Federal Reserve Bank of Atlanta chief economic advisor David Altig returned to Savannah State University on Tuesday to share his outlook on three mysteries: the labor market facing population pressures, rising inflation and artificial intelligence’s impact on employment and productivity.
Altig said new studies, surveys and data help the Federal Reserve work through these age-old questions, but these mysteries remain unsolved since he last held this mid-year economic outlook talk a year ago.
“Remarkably little has changed since last year,” Altig said. “It is the same kind of crazy ride with the same sort of questions that we have been dealing with for a while.”
Overall, U.S. economic growth measured by gross domestic capital has continued to slow to a normal level around 2%. This reflects the state of Savannah’s economy as well, Altig said.
Economic growth is a combination of how fast labor productivity is growing and how fast the labor population is growing. The country is seeing a sudden and large decline in population growth due to tightening immigration policies. By 2029, population growth from native residents is projected to completely halt due to an aging population. Altig said this may cause the labor market to have more jobs than workers available, which will slow down job growth and create price pressures on the economy.
“Supply is basically constrained by these facts of native fertility—that’s what economists like to call it—and immigration, and that picture does not look all that robust,” Altig said.

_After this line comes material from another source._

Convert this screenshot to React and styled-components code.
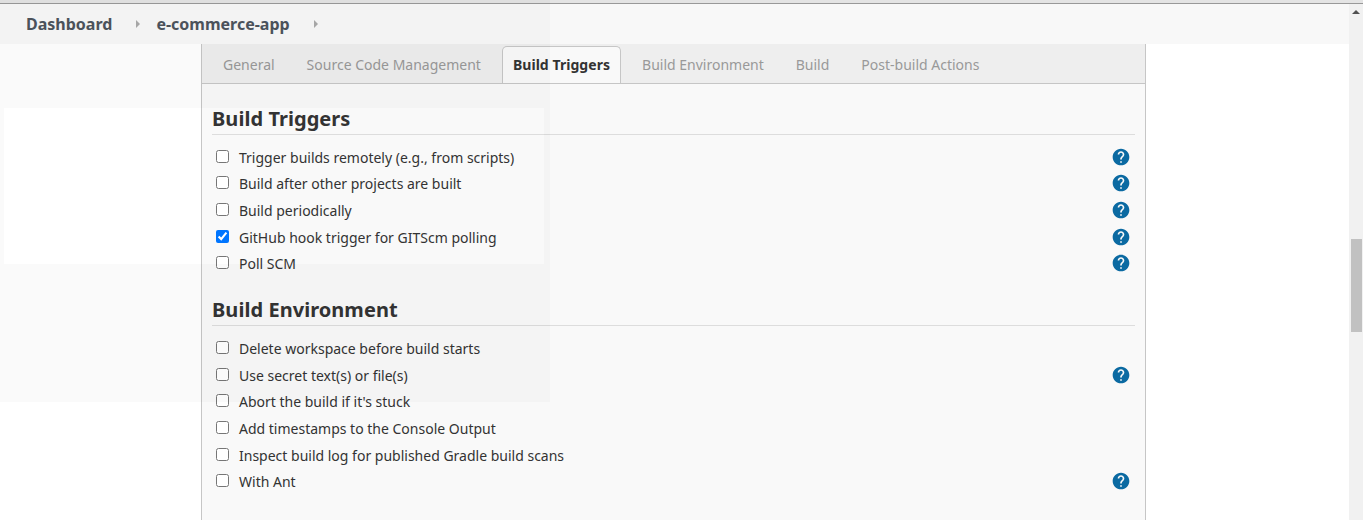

Productivity, meanwhile, is experiencing a boom. An increase in productivity allows for lower costs, which can soothe high inflation.
However, this productivity is likely not due to AI.
Economists of the Atlanta branch worked alongside the central banks of Germany and the United Kingdom to survey almost 6,000 business executives across four countries and their firms’ uses of AI.
According to the surveys, 69% of businesses use AI technology in some way, with this number expected to rise to 75% in the next three years.
Despite the growing usage of AI in many firms, survey results show that AI has had little to no impact on both their employment and productivity over the past three years. Over the next three years, some firms expect a change in productivity and employment due to AI, but a majority still expect no impact.
“Productivity has really exploded, and yet the AI revolution is not even with us yet in terms of its effect on productivity,” Altig said.
Altig cites the jump in business investment in machinery, equipment and software as a major factor to the productivity growth. Many federal policies have supported the growth in investment, including the One Big Beautiful Bill.
Altig said an eventual productivity growth from the AI revolution could supplement the current growth, possibly even bailing the country out of its economic “growth conundrum.” But like many other economic indicators, these short-term models require many more years to develop and confirm.